What the exercise asks | Return all lines from the listing below in which the string "index" occurs.
# # # # #
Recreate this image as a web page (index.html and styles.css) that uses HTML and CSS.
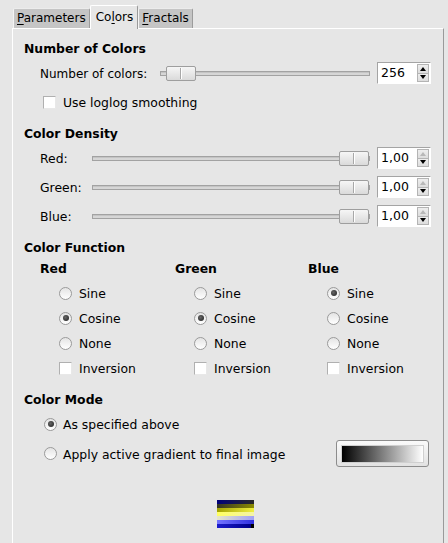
FILE: index.html
```html
<!DOCTYPE html>
<html>
<head>
<meta charset="utf-8">
<title>Colors</title>
<link rel="stylesheet" href="styles.css">
</head>
<body>
<div class="tabs">
  <div class="tab"><u>P</u>arameters</div>
  <div class="tab active">Co<u>l</u>ors</div>
  <div class="tab"><u>F</u>ractals</div>
</div>
<div class="panel">
  <div class="heading h-first">Number of Colors</div>
  <div class="row row-first">
    <span class="label label-wide txt">Number of colors:</span>
    <div class="slider"><div class="track"></div><div class="handle at-min"><span class="grip"></span></div></div>
    <div class="spin"><span class="spin-value">256</span><div class="spin-btns"><span class="sbtn"><i class="tri-up"></i></span><span class="sbtn"><i class="tri-down"></i></span></div></div>
  </div>
  <div class="check-row">
    <span class="check"></span><span class="txt">Use loglog smoothing</span>
  </div>

  <div class="heading h-sec">Color Density</div>
  <div class="row row-d1">
    <span class="label txt">Red:</span>
    <div class="slider"><div class="track"></div><div class="handle at-max"><span class="grip"></span></div></div>
    <div class="spin"><span class="spin-value">1,00</span><div class="spin-btns"><span class="sbtn"><i class="tri-up off"></i></span><span class="sbtn"><i class="tri-down"></i></span></div></div>
  </div>
  <div class="row row-d">
    <span class="label txt">Green:</span>
    <div class="slider"><div class="track"></div><div class="handle at-max"><span class="grip"></span></div></div>
    <div class="spin"><span class="spin-value">1,00</span><div class="spin-btns"><span class="sbtn"><i class="tri-up off"></i></span><span class="sbtn"><i class="tri-down"></i></span></div></div>
  </div>
  <div class="row row-d">
    <span class="label txt">Blue:</span>
    <div class="slider"><div class="track"></div><div class="handle at-max"><span class="grip"></span></div></div>
    <div class="spin"><span class="spin-value">1,00</span><div class="spin-btns"><span class="sbtn"><i class="tri-up off"></i></span><span class="sbtn"><i class="tri-down"></i></span></div></div>
  </div>

  <div class="heading h-fn">Color Function</div>
  <div class="functions">
    <div class="col">
      <div class="col-head">Red</div>
      <div class="opt"><span class="radio"></span><span class="txt">Sine</span></div>
      <div class="opt"><span class="radio on"><span class="dot"></span></span><span class="txt">Cosine</span></div>
      <div class="opt"><span class="radio"></span><span class="txt">None</span></div>
      <div class="opt"><span class="check"></span><span class="txt">Inversion</span></div>
    </div>
    <div class="col">
      <div class="col-head">Green</div>
      <div class="opt"><span class="radio"></span><span class="txt">Sine</span></div>
      <div class="opt"><span class="radio on"><span class="dot"></span></span><span class="txt">Cosine</span></div>
      <div class="opt"><span class="radio"></span><span class="txt">None</span></div>
      <div class="opt"><span class="check"></span><span class="txt">Inversion</span></div>
    </div>
    <div class="col">
      <div class="col-head">Blue</div>
      <div class="opt"><span class="radio on"><span class="dot"></span></span><span class="txt">Sine</span></div>
      <div class="opt"><span class="radio"></span><span class="txt">Cosine</span></div>
      <div class="opt"><span class="radio"></span><span class="txt">None</span></div>
      <div class="opt"><span class="check"></span><span class="txt">Inversion</span></div>
    </div>
  </div>

  <div class="heading h-mode">Color Mode</div>
  <div class="mode-opt mode-first"><span class="radio on"><span class="dot"></span></span><span class="txt">As specified above</span></div>
  <div class="mode-opt mode-grad">
    <span class="radio"></span><span class="grow txt">Apply active gradient to final image</span>
    <div class="grad-btn"><div class="grad"></div></div>
  </div>

  <div class="preview">
    <div class="stripe s1"></div>
    <div class="stripe s2"></div>
    <div class="stripe s3"></div>
    <div class="stripe s4"></div>
    <div class="stripe s5"></div>
    <div class="stripe s6"></div>
    <div class="stripe s7"></div>
  </div>
</div>
</body>
</html>
```

FILE: styles.css
```css
* { box-sizing: border-box; }
html, body { margin: 0; padding: 0; }
body {
  background: #e6e6e6;
  font-family: "DejaVu Sans", sans-serif;
  font-size: 12.4px;
  color: #000;
  width: 448px;
  height: 543px;
  overflow: hidden;
}

/* tabs */
.tabs {
  height: 28px;
  display: flex;
  align-items: flex-end;
  padding-left: 13px;
  font-size: 12px;
}
.tab {
  height: 20px;
  line-height: 19px;
  padding: 0 3px;
  background: #c5c5c5;
  border-top: 1px solid #ececec;
  border-left: 1px solid #f4f4f4;
  border-right: 1px solid #9c9c9c;
  border-radius: 2px 2px 0 0;
  white-space: nowrap;
}
.tab.active {
  height: 24px;
  line-height: 22px;
  padding: 0 4px 0 5px;
  margin-bottom: -1px;
  background: #e6e6e6;
  border-top: 1px solid #ffffff;
  border-left: 1px solid #ffffff;
  border-right: 1px solid #9a9a9a;
  position: relative;
  z-index: 1;
}
.tab u { text-decoration: underline; text-underline-offset: 2px; }

/* panel */
.panel {
  margin-left: 12px;
  width: 432px;
  height: 515px;
  border-top: 1px solid #ffffff;
  border-left: 1px solid #ffffff;
  border-right: 1px solid #9a9a9a;
  padding: 0 12px 0 11px;
  display: flex;
  flex-direction: column;
}

.txt { padding-top: 1px; }

.heading {
  height: 20px;
  line-height: 21px;
  font-weight: bold;
}
.h-first { margin-top: 9px; }
.h-sec { margin-top: 11px; }
.h-fn { margin-top: 10px; }
.h-mode { margin-top: 11px; }

/* slider rows */
.row {
  height: 22px;
  display: flex;
  align-items: center;
  padding-left: 16px;
}
.row-first { margin-top: 4px; }
.row-d1 { margin-top: 4px; }
.row-d { margin-top: 7px; }

.label { width: 52px; flex: none; white-space: nowrap; }
.label-wide { width: 120px; font-size: 12px; }

.slider {
  flex: 1;
  height: 22px;
  margin-right: 7px;
  position: relative;
  display: flex;
  align-items: center;
}
.track {
  flex: 1;
  height: 5px;
  border: 1px solid #a2a2a2;
  background: #d6d6d6;
  box-shadow: inset 0 1px 0 #c4c4c4;
}
.handle {
  position: absolute;
  top: 4px;
  width: 30px;
  height: 15px;
  border: 1px solid #9e9e9e;
  border-radius: 2px;
  background: linear-gradient(#f6f6f6, #dadada);
  display: flex;
  align-items: center;
  justify-content: center;
}
.handle.at-min { left: 6px; }
.handle.at-max { right: 1px; }
.grip {
  width: 2px;
  height: 11px;
  border-left: 1px solid #a8a8a8;
  border-right: 1px solid #ffffff;
}

/* spin button */
.spin {
  width: 54px;
  height: 22px;
  flex: none;
  display: flex;
  background: #ffffff;
  border: 1px solid;
  border-color: #a4a4a4 #ffffff #ffffff #a4a4a4;
}
.spin-value {
  flex: 1;
  padding-left: 3px;
  line-height: 20px;
  font-size: 12.5px;
}
.spin-btns {
  width: 12px;
  margin: 1px 1px 1px 0;
  display: flex;
  flex-direction: column;
}
.sbtn {
  flex: 1;
  background: linear-gradient(#eeeeee, #dddddd);
  border: 1px solid #b4b4b4;
  display: flex;
  align-items: center;
  justify-content: center;
}
.sbtn + .sbtn { border-top: none; }
.tri-up, .tri-down {
  width: 0; height: 0;
  border-left: 3px solid transparent;
  border-right: 3px solid transparent;
}
.tri-up { border-bottom: 4px solid #000; }
.tri-up.off { border-bottom-color: #b8b8b8; }
.tri-down { border-top: 4px solid #000; }

/* checkbox row */
.check-row {
  margin-top: 8px;
  height: 20px;
  display: flex;
  align-items: center;
  gap: 7px;
  padding-left: 19px;
}
.check {
  width: 13px;
  height: 13px;
  flex: none;
  background: #ffffff;
  border: 1px solid;
  border-color: #b0b0b0 #e8e8e8 #e8e8e8 #b0b0b0;
}

/* radios */
.radio {
  width: 13px;
  height: 13px;
  flex: none;
  border-radius: 50%;
  border: 1px solid #9a9a9a;
  background: linear-gradient(#e4e4e4, #ffffff);
  display: flex;
  align-items: center;
  justify-content: center;
}
.dot {
  width: 6px;
  height: 6px;
  border-radius: 50%;
  background: radial-gradient(circle at 40% 40%, #666, #1e1e1e);
}

/* color function grid */
.functions {
  margin-top: 1px;
  margin-left: 16px;
  display: grid;
  grid-template-columns: 135px 133px 1fr;
}
.col {
  display: flex;
  flex-direction: column;
  gap: 5px;
}
.col-head {
  height: 20px;
  line-height: 21px;
  font-weight: bold;
}
.opt {
  height: 20px;
  display: flex;
  align-items: center;
  gap: 7px;
  padding-left: 19px;
}

/* color mode */
.mode-opt {
  display: flex;
  align-items: center;
  gap: 6px;
  padding-left: 20px;
}
.mode-first { margin-top: 5px; height: 20px; }
.mode-grad { margin-top: 6px; height: 27px; }
.grow { flex: 1; }
.grad-btn {
  width: 93px;
  height: 27px;
  margin-right: 2px;
  padding: 4px 4px 3px 4px;
  border: 1px solid #8c8c8c;
  border-radius: 3px;
  background: linear-gradient(#fafafa, #e2e2e2);
}
.grad {
  height: 100%;
  background: linear-gradient(to right, #000000, #ffffff);
  border: 1px solid #d0d0d0;
}

/* preview */
.preview {
  margin-top: 33px;
  margin-left: 193px;
  width: 37px;
  height: 28px;
  display: flex;
  flex-direction: column;
}
.stripe { height: 4px; }
.s1 { background: linear-gradient(to right, #00007a, #282828); }
.s2 { background: linear-gradient(to right, #333325, #8c8c00); }
.s3 { background: linear-gradient(to right, #a2a200, #f0f040); }
.s4 { background: linear-gradient(to right, #ffff60, #f4f4a8); }
.s5 { background: linear-gradient(to right, #e6e6c8, #a0a0f8); }
.s6 { background: linear-gradient(to right, #7474ff, #3030e0); }
.s7 { background: linear-gradient(to right, #1c1ccc, #00008a 91%, #000000 91%); }
```
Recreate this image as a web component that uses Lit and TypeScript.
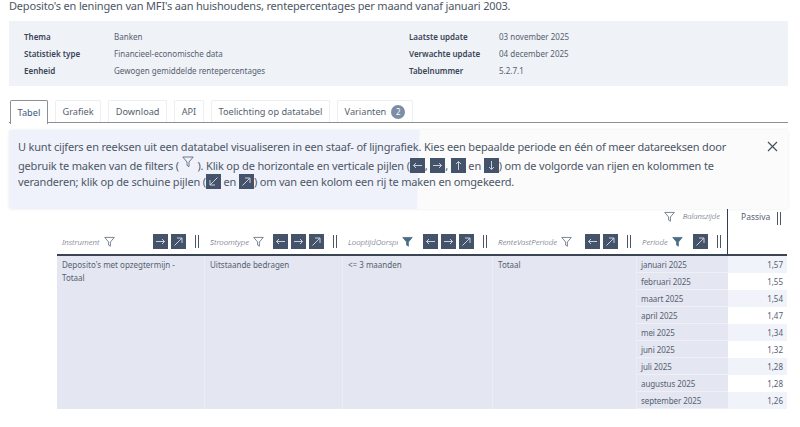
# # # # #
Output below |
Recreate this image as a web page (index.html and styles.css) that uses HTML and CSS.
FILE: index.html
  z-index: 1;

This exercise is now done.